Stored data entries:
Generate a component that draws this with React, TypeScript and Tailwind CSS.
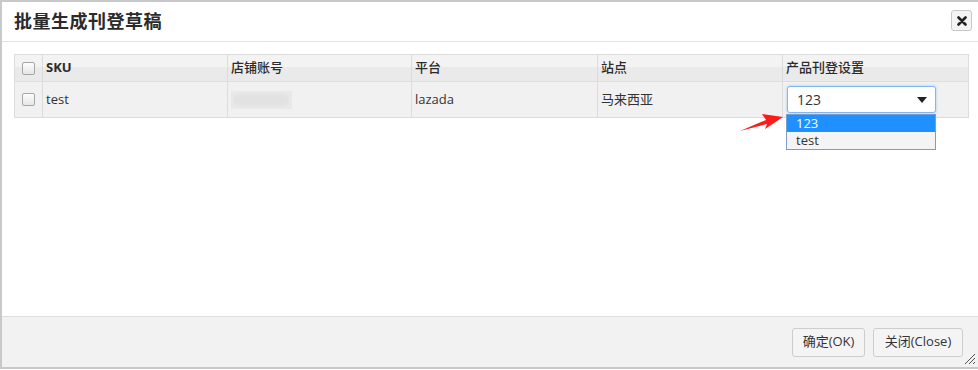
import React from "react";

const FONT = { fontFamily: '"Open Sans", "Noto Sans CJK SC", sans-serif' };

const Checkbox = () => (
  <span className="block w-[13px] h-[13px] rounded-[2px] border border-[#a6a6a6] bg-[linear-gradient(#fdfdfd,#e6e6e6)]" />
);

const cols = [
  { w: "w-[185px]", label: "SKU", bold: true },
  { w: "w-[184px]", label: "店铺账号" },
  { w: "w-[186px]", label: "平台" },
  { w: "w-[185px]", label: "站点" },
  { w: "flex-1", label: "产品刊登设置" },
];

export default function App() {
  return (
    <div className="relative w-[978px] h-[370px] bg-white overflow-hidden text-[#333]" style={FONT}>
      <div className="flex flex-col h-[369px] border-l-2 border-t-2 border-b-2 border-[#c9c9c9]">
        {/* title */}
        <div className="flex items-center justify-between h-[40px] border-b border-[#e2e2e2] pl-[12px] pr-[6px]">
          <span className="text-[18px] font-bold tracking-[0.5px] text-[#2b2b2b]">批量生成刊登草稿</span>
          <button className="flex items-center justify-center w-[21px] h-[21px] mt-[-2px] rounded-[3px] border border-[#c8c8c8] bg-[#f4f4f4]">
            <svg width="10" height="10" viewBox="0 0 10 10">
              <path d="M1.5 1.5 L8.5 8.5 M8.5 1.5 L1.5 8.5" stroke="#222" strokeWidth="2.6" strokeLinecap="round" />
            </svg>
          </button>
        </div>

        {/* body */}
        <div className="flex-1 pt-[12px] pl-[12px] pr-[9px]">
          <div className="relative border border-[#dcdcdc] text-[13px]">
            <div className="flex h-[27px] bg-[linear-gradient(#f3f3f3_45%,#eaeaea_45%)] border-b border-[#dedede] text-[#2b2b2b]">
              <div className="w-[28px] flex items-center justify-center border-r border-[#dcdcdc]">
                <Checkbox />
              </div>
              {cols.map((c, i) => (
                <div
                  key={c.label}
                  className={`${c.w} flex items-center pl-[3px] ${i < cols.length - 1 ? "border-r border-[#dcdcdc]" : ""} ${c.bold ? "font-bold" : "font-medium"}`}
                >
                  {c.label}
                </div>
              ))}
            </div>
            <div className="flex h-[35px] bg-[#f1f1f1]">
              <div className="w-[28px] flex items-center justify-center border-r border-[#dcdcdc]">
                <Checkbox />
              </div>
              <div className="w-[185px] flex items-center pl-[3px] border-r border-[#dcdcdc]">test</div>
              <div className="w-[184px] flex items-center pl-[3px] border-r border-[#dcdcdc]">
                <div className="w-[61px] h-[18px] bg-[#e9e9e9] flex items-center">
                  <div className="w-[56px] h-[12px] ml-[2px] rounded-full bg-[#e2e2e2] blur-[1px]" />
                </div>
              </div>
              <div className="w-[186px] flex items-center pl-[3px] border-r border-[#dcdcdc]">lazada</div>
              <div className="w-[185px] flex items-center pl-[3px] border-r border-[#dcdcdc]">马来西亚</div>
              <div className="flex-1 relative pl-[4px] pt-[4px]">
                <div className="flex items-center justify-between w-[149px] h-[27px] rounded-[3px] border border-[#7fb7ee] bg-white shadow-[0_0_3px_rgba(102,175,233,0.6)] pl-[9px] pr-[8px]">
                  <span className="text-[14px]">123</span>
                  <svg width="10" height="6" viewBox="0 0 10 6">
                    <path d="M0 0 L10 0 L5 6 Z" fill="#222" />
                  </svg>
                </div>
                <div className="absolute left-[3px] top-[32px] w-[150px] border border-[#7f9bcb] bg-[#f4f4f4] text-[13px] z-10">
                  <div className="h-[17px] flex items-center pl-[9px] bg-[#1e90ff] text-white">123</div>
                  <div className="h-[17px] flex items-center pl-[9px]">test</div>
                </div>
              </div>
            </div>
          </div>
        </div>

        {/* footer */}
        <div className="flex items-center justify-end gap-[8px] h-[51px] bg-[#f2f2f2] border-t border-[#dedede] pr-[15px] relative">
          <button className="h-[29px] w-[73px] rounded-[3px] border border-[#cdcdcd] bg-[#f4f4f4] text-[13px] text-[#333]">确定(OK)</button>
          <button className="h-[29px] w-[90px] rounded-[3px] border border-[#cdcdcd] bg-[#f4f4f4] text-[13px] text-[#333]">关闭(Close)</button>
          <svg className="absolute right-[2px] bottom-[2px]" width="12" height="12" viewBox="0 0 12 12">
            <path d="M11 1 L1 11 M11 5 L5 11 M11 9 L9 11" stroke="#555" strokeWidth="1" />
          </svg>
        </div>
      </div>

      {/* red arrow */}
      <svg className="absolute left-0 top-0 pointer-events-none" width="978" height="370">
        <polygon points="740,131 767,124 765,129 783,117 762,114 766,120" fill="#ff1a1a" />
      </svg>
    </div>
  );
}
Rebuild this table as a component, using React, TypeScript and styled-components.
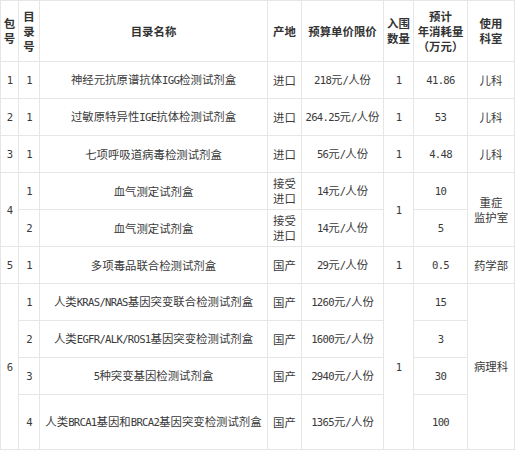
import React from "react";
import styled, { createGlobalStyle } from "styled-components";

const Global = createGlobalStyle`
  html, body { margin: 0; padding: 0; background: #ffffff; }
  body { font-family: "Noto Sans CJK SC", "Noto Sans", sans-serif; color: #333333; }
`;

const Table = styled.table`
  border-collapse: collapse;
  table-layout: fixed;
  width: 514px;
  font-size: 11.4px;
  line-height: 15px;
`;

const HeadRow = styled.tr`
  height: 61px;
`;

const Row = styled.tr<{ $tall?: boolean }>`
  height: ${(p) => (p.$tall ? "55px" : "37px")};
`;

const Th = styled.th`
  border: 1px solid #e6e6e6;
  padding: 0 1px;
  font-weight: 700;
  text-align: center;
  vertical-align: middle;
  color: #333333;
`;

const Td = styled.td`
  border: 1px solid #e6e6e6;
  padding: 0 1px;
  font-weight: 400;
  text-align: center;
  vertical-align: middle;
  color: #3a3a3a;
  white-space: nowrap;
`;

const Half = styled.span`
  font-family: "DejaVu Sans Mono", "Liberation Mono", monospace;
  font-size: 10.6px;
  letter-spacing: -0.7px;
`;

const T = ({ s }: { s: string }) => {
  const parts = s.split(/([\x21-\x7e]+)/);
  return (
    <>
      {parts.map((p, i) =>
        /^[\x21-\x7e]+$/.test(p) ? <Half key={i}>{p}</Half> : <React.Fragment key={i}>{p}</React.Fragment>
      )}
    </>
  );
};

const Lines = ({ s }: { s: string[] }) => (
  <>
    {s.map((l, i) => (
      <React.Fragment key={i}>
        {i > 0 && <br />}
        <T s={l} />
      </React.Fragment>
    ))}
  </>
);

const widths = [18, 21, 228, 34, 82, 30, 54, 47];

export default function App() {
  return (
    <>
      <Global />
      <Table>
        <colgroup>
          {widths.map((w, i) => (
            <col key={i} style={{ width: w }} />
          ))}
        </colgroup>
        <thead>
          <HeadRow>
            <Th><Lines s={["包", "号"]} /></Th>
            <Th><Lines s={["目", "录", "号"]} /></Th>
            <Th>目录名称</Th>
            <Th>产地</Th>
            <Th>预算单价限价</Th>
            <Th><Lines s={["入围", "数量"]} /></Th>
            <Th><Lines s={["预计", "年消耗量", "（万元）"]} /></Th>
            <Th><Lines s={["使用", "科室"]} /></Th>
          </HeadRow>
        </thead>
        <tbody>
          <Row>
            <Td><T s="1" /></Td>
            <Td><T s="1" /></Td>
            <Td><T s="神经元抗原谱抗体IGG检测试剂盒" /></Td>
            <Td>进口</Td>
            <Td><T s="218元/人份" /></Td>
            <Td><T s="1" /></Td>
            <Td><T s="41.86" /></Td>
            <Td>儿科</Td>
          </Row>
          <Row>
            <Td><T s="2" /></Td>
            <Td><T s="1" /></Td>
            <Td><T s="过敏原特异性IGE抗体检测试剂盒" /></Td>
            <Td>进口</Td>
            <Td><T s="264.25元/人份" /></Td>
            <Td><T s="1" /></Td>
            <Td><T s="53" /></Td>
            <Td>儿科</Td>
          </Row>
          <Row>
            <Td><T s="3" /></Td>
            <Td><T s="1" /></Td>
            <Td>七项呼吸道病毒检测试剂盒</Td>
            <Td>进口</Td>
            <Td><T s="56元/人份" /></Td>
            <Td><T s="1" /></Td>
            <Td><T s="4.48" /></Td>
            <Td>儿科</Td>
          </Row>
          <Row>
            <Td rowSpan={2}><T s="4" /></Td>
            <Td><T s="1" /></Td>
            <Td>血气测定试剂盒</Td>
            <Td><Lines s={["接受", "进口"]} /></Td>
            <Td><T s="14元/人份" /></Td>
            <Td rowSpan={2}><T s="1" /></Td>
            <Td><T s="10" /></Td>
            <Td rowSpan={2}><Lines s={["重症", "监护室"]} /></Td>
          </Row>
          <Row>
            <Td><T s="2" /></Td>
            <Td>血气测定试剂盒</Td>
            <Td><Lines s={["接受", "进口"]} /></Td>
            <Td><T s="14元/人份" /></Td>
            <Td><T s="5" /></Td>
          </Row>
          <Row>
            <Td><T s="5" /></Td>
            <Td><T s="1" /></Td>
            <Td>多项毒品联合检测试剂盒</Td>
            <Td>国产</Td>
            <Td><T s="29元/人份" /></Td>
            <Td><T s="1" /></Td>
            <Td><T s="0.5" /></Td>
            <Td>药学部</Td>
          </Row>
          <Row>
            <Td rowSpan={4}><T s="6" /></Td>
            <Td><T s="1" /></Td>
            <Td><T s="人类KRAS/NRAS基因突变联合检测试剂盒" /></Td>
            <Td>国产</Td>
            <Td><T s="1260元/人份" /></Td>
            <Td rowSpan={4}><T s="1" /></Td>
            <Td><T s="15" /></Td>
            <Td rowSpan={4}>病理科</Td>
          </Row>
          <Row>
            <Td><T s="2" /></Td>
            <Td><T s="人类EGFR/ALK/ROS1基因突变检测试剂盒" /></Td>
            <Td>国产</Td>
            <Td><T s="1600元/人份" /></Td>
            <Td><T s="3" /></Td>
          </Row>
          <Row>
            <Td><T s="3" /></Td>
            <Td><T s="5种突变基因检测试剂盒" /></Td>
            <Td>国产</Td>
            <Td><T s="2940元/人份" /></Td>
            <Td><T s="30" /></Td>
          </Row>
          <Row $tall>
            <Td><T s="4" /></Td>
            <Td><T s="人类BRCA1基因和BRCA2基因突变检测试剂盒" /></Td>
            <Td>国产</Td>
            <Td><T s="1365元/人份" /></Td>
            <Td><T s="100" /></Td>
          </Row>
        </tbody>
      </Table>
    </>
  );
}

**STATED GOAL:** Filter the records for lines holding the string "React". Copy each one.

**ANSWER TO THIS TASK:**
Generate a component that draws this with React, TypeScript and Tailwind CSS.
import React from "react";
Rebuild this table as a component, using React, TypeScript and styled-components.
import React from "react";
        /^[\x21-\x7e]+$/.test(p) ? <Half key={i}>{p}</Half> : <React.Fragment key={i}>{p}</React.Fragment>
      <React.Fragment key={i}>
      </React.Fragment>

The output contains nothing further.